Mais, cette dernière semaine, le problème a pris trop d'ampleur, et les efforts d'Angelo ou d'Aphrodite ne changèrent rien, ils avaient beau se démener pour que tout aille mieux, le corps est parfois bien compliqué et a décidé de ne pas guérir de cette manière. Leur derniers espoirs se placèrent alors dans cette opération, opération qui visait à supprimer ce problème, opération qui, si elle avait fonctionné, aurait pu permettre à ces deux hommes de rester en vie.
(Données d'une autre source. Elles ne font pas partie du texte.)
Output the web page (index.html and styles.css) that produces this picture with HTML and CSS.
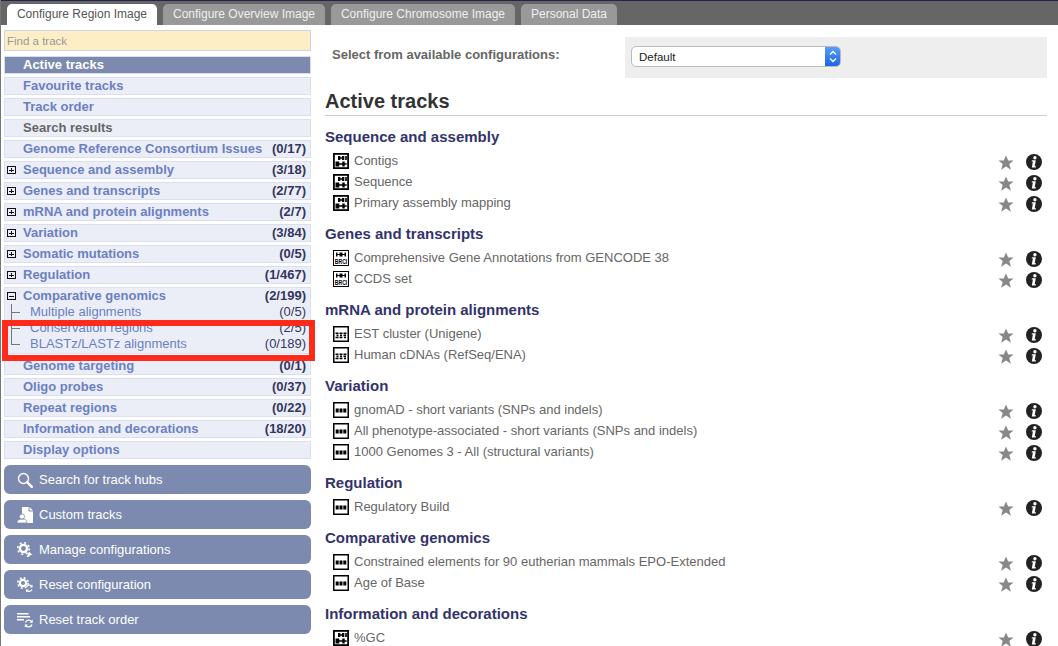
FILE: index.html
```html
<!DOCTYPE html>
<html lang="en">
<head>
  <meta charset="UTF-8" />
  <title>Configure Region Image</title>
  <link rel="stylesheet" href="styles.css">
</head>
<body>

<svg class="defs" width="0" height="0">
  <symbol id="i-contig" viewBox="0 0 16 16">
    <rect x="0.9" y="0.9" width="14.2" height="14.2" fill="#fff" stroke="#000" stroke-width="1.8"/>
    <path d="M5 3h2.300v4H5zM9 3h2.300v4H9zM7 4.200h2v1.600H7zM12.200 3h1.600v4h-1.600zM2.500 8.500h3.800v5H2.500zM6 10.200h3.500v1.600H6zM9.300 8.500h2.400v5H9.300zM11.500 10.200h2.200v1.600h-2.200z" fill="#000"/>
  </symbol>
  <symbol id="i-gene" viewBox="0 0 16 16">
    <rect x="0.5" y="0.5" width="15" height="15" fill="#fff" stroke="#000"/>
    <path d="M3 2.500h1.500v4H3zM6.500 2.500h3v4h-3zM11.500 2.500H13v4h-1.500zM4.500 4h2v1h-2zM9.500 4h2v1h-2z" fill="#000"/>
  </symbol>
  <symbol id="i-est" viewBox="0 0 16 16">
    <rect x="0.75" y="0.75" width="14.5" height="14.5" fill="#fff" stroke="#000" stroke-width="1.5"/>
    <path d="M2.500 6.500h3v1.600h-3zM3.500 8.600h2v1.600h-2zM2.500 10.700h3v1.600h-3zM6.500 6.500h3v1.600h-3zM7 8.600h2v1.600H7zM6.500 10.700h3v1.600h-3zM10.500 6.500h3v1.600h-3zM10.500 8.600h2.500v1.600h-2.500zM11 10.700h2v1.600h-2z" fill="#000"/>
  </symbol>
  <symbol id="i-var" viewBox="0 0 16 16">
    <rect x="0.75" y="0.75" width="14.5" height="14.5" fill="#fff" stroke="#000" stroke-width="1.5"/>
    <path d="M2.700 6.500h3v4h-3zM6.500 6.500h3v4h-3zM10.300 6.500h3v4h-3z" fill="#000"/>
  </symbol>
  <symbol id="i-star" viewBox="0 0 16 16">
    <path d="M8 .6l2.200 5h5.400l-4.300 3.500 1.600 5.600L8 11.500l-4.900 3.200 1.600-5.600L.4 5.600h5.400z" fill="#888"/>
  </symbol>
  <symbol id="i-info" viewBox="0 0 16 16">
    <circle cx="8" cy="8" r="8" fill="#222"/>
    <circle cx="8.900" cy="3.700" r="1.700" fill="#fff"/>
    <path d="M5.900 6.300h3.900l-1.100 6h1.300l-.3 1.300H5.800l1.100-6H5.700z" fill="#fff"/>
  </symbol>
  <symbol id="i-search" viewBox="0 0 16 16">
    <circle cx="6.500" cy="6.500" r="5" fill="none" stroke="#fff" stroke-width="1.400"/>
    <path d="M10.200 10.200l4.600 4.600" stroke="#fff" stroke-width="2.400" stroke-linecap="round"/>
  </symbol>
  <symbol id="i-custom" viewBox="0 0 16 16">
    <path d="M5 0h6.500v4.500H16V16H5z" fill="#fff"/>
    <path d="M12.500 0L16 3.500h-3.500z" fill="#fff"/>
    <circle cx="5" cy="9.500" r="2.600" fill="#fff" stroke="#7b8aae" stroke-width=".8"/>
    <path d="M0 16c0-2.600 1.200-3.800 5-3.800s5 1.200 5 3.800z" fill="#fff" stroke="#7b8aae" stroke-width=".8"/>
  </symbol>
  <symbol id="i-gear" viewBox="0 0 16 16">
    <circle cx="6.500" cy="6.500" r="3.600" fill="none" stroke="#fff" stroke-width="2.400"/>
    <circle cx="6.500" cy="6.500" r="5.800" fill="none" stroke="#fff" stroke-width="1.600" stroke-dasharray="2 2.550"/>
    <path d="M9.500 15l1.800-3.200H9.500l3-1.800 3 3h-1.800L11.500 15z" fill="#fff"/>
  </symbol>
  <symbol id="i-reset" viewBox="0 0 16 16">
    <circle cx="6" cy="6" r="3.200" fill="none" stroke="#fff" stroke-width="2.200"/>
    <circle cx="6" cy="6" r="5.200" fill="none" stroke="#fff" stroke-width="1.500" stroke-dasharray="2 2.100"/>
    <path d="M9.500 10a3.200 3.200 0 0 1 5.500-.5M15 12.500a3.200 3.200 0 0 1-5.500.6" fill="none" stroke="#fff" stroke-width="1.200"/>
    <path d="M15.500 7.500v3h-3zM9 15.500v-3h3z" fill="#fff"/>
  </symbol>
  <symbol id="i-order" viewBox="0 0 16 16">
    <path d="M0 1h11.500v1.500H0zM0 4h13v1.500H0zM0 7h7v1.500H0z" fill="#fff"/>
    <path d="M8.500 10.500a3.300 3.300 0 0 1 6-.8M15 12.500a3.300 3.300 0 0 1-6 .8" fill="none" stroke="#fff" stroke-width="1.300"/>
    <path d="M15.700 7.600v3.200h-3.200zM7.800 15.600v-3.200H11z" fill="#fff"/>
  </symbol>
</svg>

<div class="tabbar">
  <a class="tab tab-active">Configure Region Image</a>
  <a class="tab tab-overview">Configure Overview Image</a>
  <a class="tab tab-chromosome">Configure Chromosome Image</a>
  <a class="tab tab-personal">Personal Data</a>
</div>

<div class="shell">
  <div class="sidebar">
    <input class="find" type="text" placeholder="Find a track">

    <ul class="nav">
      <li class="nav-row active"><span class="name">Active tracks</span></li>
      <li class="nav-row"><span class="name">Favourite tracks</span></li>
      <li class="nav-row"><span class="name">Track order</span></li>
      <li class="nav-row muted"><span class="name">Search results</span></li>
      <li class="nav-row"><span class="name">Genome Reference Consortium Issues</span><span class="count">(0/17)</span></li>
      <li class="nav-row"><i class="toggle"></i><span class="name">Sequence and assembly</span><span class="count">(3/18)</span></li>
      <li class="nav-row"><i class="toggle"></i><span class="name">Genes and transcripts</span><span class="count">(2/77)</span></li>
      <li class="nav-row"><i class="toggle"></i><span class="name">mRNA and protein alignments</span><span class="count">(2/7)</span></li>
      <li class="nav-row"><i class="toggle"></i><span class="name">Variation</span><span class="count">(3/84)</span></li>
      <li class="nav-row"><i class="toggle"></i><span class="name">Somatic mutations</span><span class="count">(0/5)</span></li>
      <li class="nav-row"><i class="toggle"></i><span class="name">Regulation</span><span class="count">(1/467)</span></li>
      <li class="nav-group">
        <div class="group-head"><i class="toggle open"></i><span class="name">Comparative genomics</span><span class="count">(2/199)</span></div>
        <div class="sub-row"><span>Multiple alignments</span><span>(0/5)</span></div>
        <div class="sub-row"><span>Conservation regions</span><span>(2/5)</span></div>
        <div class="sub-row"><span>BLASTz/LASTz alignments</span><span>(0/189)</span></div>
      </li>
      <li class="nav-row"><span class="name">Genome targeting</span><span class="count">(0/1)</span></li>
      <li class="nav-row"><span class="name">Oligo probes</span><span class="count">(0/37)</span></li>
      <li class="nav-row"><span class="name">Repeat regions</span><span class="count">(0/22)</span></li>
      <li class="nav-row"><span class="name">Information and decorations</span><span class="count">(18/20)</span></li>
      <li class="nav-row"><span class="name">Display options</span></li>
    </ul>

    <div class="actions">
      <a class="action"><svg><use href="#i-search"/></svg>Search for track hubs</a>
      <a class="action"><svg><use href="#i-custom"/></svg>Custom tracks</a>
      <a class="action"><svg><use href="#i-gear"/></svg>Manage configurations</a>
      <a class="action"><svg><use href="#i-reset"/></svg>Reset configuration</a>
      <a class="action"><svg><use href="#i-order"/></svg>Reset track order</a>
    </div>
  </div>

  <div class="main">
    <div class="config-row">
      <label class="config-label">Select from available configurations:</label>
      <div class="config-box">
        <div class="select">
          <span class="select-value">Default</span>
          <span class="select-arrows">
            <svg width="16" height="21" viewBox="0 0 16 21"><path d="M5 8.500l3-3 3 3M5 12.500l3 3 3-3" fill="none" stroke="#fff" stroke-width="1.300"/></svg>
          </span>
        </div>
      </div>
    </div>

    <h2>Active tracks</h2>

    <div class="section">
      <h3>Sequence and assembly</h3>
      <div class="track"><svg class="glyph"><use href="#i-contig"/></svg><span class="track-name">Contigs</span><svg class="star"><use href="#i-star"/></svg><svg class="info"><use href="#i-info"/></svg></div>
      <div class="track"><svg class="glyph"><use href="#i-contig"/></svg><span class="track-name">Sequence</span><svg class="star"><use href="#i-star"/></svg><svg class="info"><use href="#i-info"/></svg></div>
      <div class="track"><svg class="glyph"><use href="#i-contig"/></svg><span class="track-name">Primary assembly mapping</span><svg class="star"><use href="#i-star"/></svg><svg class="info"><use href="#i-info"/></svg></div>
    </div>

    <div class="section">
      <h3>Genes and transcripts</h3>
      <div class="track"><svg class="glyph" viewBox="0 0 16 16"><use href="#i-gene"/><text class="brci" x="8" y="13.900" textLength="12.500" lengthAdjust="spacingAndGlyphs">BRCI</text></svg><span class="track-name">Comprehensive Gene Annotations from GENCODE 38</span><svg class="star"><use href="#i-star"/></svg><svg class="info"><use href="#i-info"/></svg></div>
      <div class="track"><svg class="glyph" viewBox="0 0 16 16"><use href="#i-gene"/><text class="brci" x="8" y="13.900" textLength="12.500" lengthAdjust="spacingAndGlyphs">BRCI</text></svg><span class="track-name">CCDS set</span><svg class="star"><use href="#i-star"/></svg><svg class="info"><use href="#i-info"/></svg></div>
    </div>

    <div class="section">
      <h3>mRNA and protein alignments</h3>
      <div class="track"><svg class="glyph"><use href="#i-est"/></svg><span class="track-name">EST cluster (Unigene)</span><svg class="star"><use href="#i-star"/></svg><svg class="info"><use href="#i-info"/></svg></div>
      <div class="track"><svg class="glyph"><use href="#i-est"/></svg><span class="track-name">Human cDNAs (RefSeq/ENA)</span><svg class="star"><use href="#i-star"/></svg><svg class="info"><use href="#i-info"/></svg></div>
    </div>

    <div class="section">
      <h3>Variation</h3>
      <div class="track"><svg class="glyph"><use href="#i-var"/></svg><span class="track-name">gnomAD - short variants (SNPs and indels)</span><svg class="star"><use href="#i-star"/></svg><svg class="info"><use href="#i-info"/></svg></div>
      <div class="track"><svg class="glyph"><use href="#i-var"/></svg><span class="track-name">All phenotype-associated - short variants (SNPs and indels)</span><svg class="star"><use href="#i-star"/></svg><svg class="info"><use href="#i-info"/></svg></div>
      <div class="track"><svg class="glyph"><use href="#i-var"/></svg><span class="track-name">1000 Genomes 3 - All (structural variants)</span><svg class="star"><use href="#i-star"/></svg><svg class="info"><use href="#i-info"/></svg></div>
    </div>

    <div class="section">
      <h3>Regulation</h3>
      <div class="track"><svg class="glyph"><use href="#i-var"/></svg><span class="track-name">Regulatory Build</span><svg class="star"><use href="#i-star"/></svg><svg class="info"><use href="#i-info"/></svg></div>
    </div>

    <div class="section">
      <h3>Comparative genomics</h3>
      <div class="track"><svg class="glyph"><use href="#i-var"/></svg><span class="track-name">Constrained elements for 90 eutherian mammals EPO-Extended</span><svg class="star"><use href="#i-star"/></svg><svg class="info"><use href="#i-info"/></svg></div>
      <div class="track"><svg class="glyph"><use href="#i-var"/></svg><span class="track-name">Age of Base</span><svg class="star"><use href="#i-star"/></svg><svg class="info"><use href="#i-info"/></svg></div>
    </div>

    <div class="section">
      <h3>Information and decorations</h3>
      <div class="track"><svg class="glyph"><use href="#i-contig"/></svg><span class="track-name">%GC</span><svg class="star"><use href="#i-star"/></svg><svg class="info"><use href="#i-info"/></svg></div>
    </div>
  </div>
</div>

<!-- annotation over the sidebar -->
<div class="callout"></div>

</body>
</html>
```
FILE: styles.css
```css
html, body {
  height: 646px;
  overflow: hidden;
}
body {
  margin: 0;
  font-family: "Liberation Sans", Arial, sans-serif;
  font-size: 13px;
  color: #666;
  background: white;
  border-left: 1px solid #777;
  position: relative;
}
.defs {
  position: absolute;
}

/* tabs */
.tabbar {
  display: flex;
  align-items: flex-end;
  height: 24px;
  padding-left: 6px;
  background: #666;
  border-top: 1px solid #22224a;
}
.tab {
  height: 21px;
  line-height: 21px;
  margin-right: 6px;
  font-size: 12px;
  text-align: center;
  color: #eee;
  background: #999;
  border-radius: 5px 5px 0 0;
}
.tab-active {
  width: 150px;
  color: #555;
  background: white;
}
.tab-overview { width: 162px; }
.tab-chromosome { width: 184px; }
.tab-personal { width: 96px; }

.shell {
  display: flex;
  align-items: flex-start;
}

/* left column */
.sidebar {
  flex: none;
  width: 307px;
  padding: 5px 0 0 3px;
}
.find {
  display: block;
  box-sizing: border-box;
  width: 100%;
  height: 21px;
  margin: 0 0 5px;
  padding: 0 2px;
  font-family: inherit;
  font-size: 11.5px;
  background: #fdeec6;
  border: 1px solid #cfd5e2;
  outline: none;
}
.find::placeholder {
  color: #999;
}
.nav {
  list-style: none;
  margin: 0;
  padding: 0;
}
.nav-row, .nav-group {
  margin-bottom: 3px;
  background: #ebeef7;
  border: 1px solid #d9dfef;
  box-sizing: border-box;
}
.nav-row {
  display: flex;
  align-items: center;
  height: 18px;
  padding: 0 4px 2px 18px;
  position: relative;
}
.name {
  flex: 1;
  font-weight: bold;
  color: #6b7fc4;
}
.count {
  font-weight: bold;
  color: #33365f;
}
.nav-row.active {
  background: #7b8aae;
}
.nav-row.active .name {
  color: white;
}
.nav-row.muted .name {
  color: #666;
}
.toggle {
  position: absolute;
  left: 2px;
  top: 4px;
  box-sizing: border-box;
  width: 9px;
  height: 8px;
  border: 1px solid #111;
  background: linear-gradient(#111, #111) center / 5px 1px no-repeat,
              linear-gradient(#111, #111) center / 1px 4px no-repeat;
}
.toggle.open {
  background: linear-gradient(#111, #111) center / 5px 1px no-repeat;
}
.nav-group {
  height: 67px;
}
.group-head {
  display: flex;
  align-items: center;
  box-sizing: border-box;
  height: 16px;
  padding: 0 4px 2px 18px;
  position: relative;
}
.sub-row {
  display: flex;
  justify-content: space-between;
  height: 16px;
  line-height: 16px;
  padding: 0 4px 0 25px;
  color: #6b7fc4;
  position: relative;
}
.sub-row span:last-child {
  color: #33365f;
}
.sub-row::before {
  content: "";
  position: absolute;
  left: 6px;
  top: -8px;
  width: 8px;
  height: 16px;
  border-left: 1px solid #777;
  border-bottom: 1px solid #777;
}
.group-head + .sub-row::before {
  top: 0;
  height: 8px;
}
.actions {
  margin-top: 6px;
}
.action {
  display: flex;
  align-items: center;
  height: 29px;
  margin-bottom: 6px;
  padding-left: 13px;
  color: white;
  background: #7b8aae;
  border-radius: 6px;
}
.action svg {
  width: 16px;
  height: 16px;
  margin-right: 6px;
}

/* main column */
.main {
  flex: 1;
  margin-left: 14px;
  padding-right: 11px;
  padding-top: 12px;
}
.config-row {
  display: flex;
  height: 41px;
}
.config-label {
  width: 293px;
  padding: 10px 0 0 7px;
  font-weight: bold;
}
.config-box {
  flex: 1;
  padding: 9px 6px;
  background: #eee;
}
.select {
  display: flex;
  box-sizing: border-box;
  width: 210px;
  height: 21px;
  background: white;
  border: 1px solid #bbb;
  border-radius: 5px;
  overflow: hidden;
}
.select-value {
  flex: 1;
  padding-left: 7px;
  font-size: 11.5px;
  line-height: 20px;
  color: #222;
}
.select-arrows {
  width: 16px;
  margin: -1px;
  background: linear-gradient(#5aa0f8, #1a62e8);
}
.select-arrows svg {
  display: block;
}
h2 {
  margin: 11px 0 0;
  height: 26px;
  line-height: 24px;
  font-size: 20px;
  color: #333;
  border-bottom: 1px solid #ccc;
}
.section {
  margin-top: 11px;
}
h3 {
  margin: 0 0 3px;
  height: 20px;
  line-height: 20px;
  font-size: 15px;
  color: #33336b;
}
.track {
  display: flex;
  align-items: center;
  height: 21px;
  padding: 0 5px 0 8px;
}
.glyph {
  flex: none;
  width: 16px;
  height: 16px;
  margin-right: 5px;
  overflow: visible;
}
.brci {
  font-size: 7px;
  font-weight: bold;
  text-anchor: middle;
  fill: #000;
}
.track-name {
  flex: 1;
}
.star {
  flex: none;
  width: 16px;
  height: 16px;
  margin: 4px 12px 0 0;
}
.info {
  flex: none;
  width: 16px;
  height: 16px;
  margin-top: 2px;
}

/* red annotation box */
.callout {
  position: absolute;
  left: 1px;
  top: 320px;
  width: 301px;
  height: 29px;
  border: 6px solid #ff2a1a;
}
```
Hélas, même cela n'a pas fonctionné, alors la dernière solution se posa, comme le dernier flocon de neige après une tempête : cette solution, même si elle consistait en un sacrifice, avait de très faibles chances de ne pas fonctionner.

Un bruit résonna contre la porte, un bruit qui mit du temps à arriver aux oreilles d'Aphrodite, mais qui parvint aux oreilles d'Angelo en une fraction de seconde : c'était un homme, un peu grand, vêtu d'une blouse blanche qui lui descendait aux genoux. Ses manches étaient retroussées jusqu'au coude. Il avait des cheveux châtain qui lui descendait jusqu'en bas des épaules, et ils étaient attachés en tresse. Sur son visage, deux yeux d'un magnifique et profond bleu, avec une touche de vert. Leur couleur singulière était telle que l'on se perdait facilement dans son regard si l'on le regardait dans les yeux. Cet homme vint aux côtés du lit et inspira.
« Monsieur Angelo, veuillez me suivre, dit-il sur un ton doux, j'espère que vous avez pu mettre votre amant au courant de ce qu'il se passera par la suite. »

«Oui, il le sait. Je suppose que, si je vous suis, ça veut dire que c'est la dernière fois que je verrai Aphrodite, pas vrai ? » Le ton qu'il employait pour parler était différent de son habituel ton cynique. Aujourd'hui, c'était un ton sérieux qu'il employait pour parler.

Le médecin hocha la tête : si il était venu chercher Angelo, c'était pour l'envoyer vers la mort. Aphrodite comprit cela rapidement, trop rapidement, il les larmes vinrent à nouveau couler sur son visage. Il ne pouvait rien faire pour arrêter tout cela, il était impuissant. Angelo se tourna vers lui et, après l'avoir redressé, il l'enlaça. Il voulait qu'Aphrodite se souvienne de la chaleur de son corps, et pas de la froideur de son cadavre.

Aphrodite ne pouvait rendre l'étreinte, il était trop faible pour cela, alors il baissa la tête et pleura encore plus. Il voulait lui aussi passer les bras autour de son amant, le garder contre lui, ne jamais le laisser partir, mais il ne pouvait plus. Alors, après quelques minutes, Angelo enleva ses bras et caressa le visage d'Aphrodite.
« Je t'aime, Aphrodite » Furent les mots qui étaient sorti de sa bouche. C'était ces dernières paroles, avant qu'il ne se redresse définitivement et quitte la salle, accompagné du médecin.

Ainsi, ce fut les dernières paroles de Deathmask, chevalier du Cancer, qui avait donné sa vie pour celle de son camarade et amant, Aphrodite, chevalier des Poissons.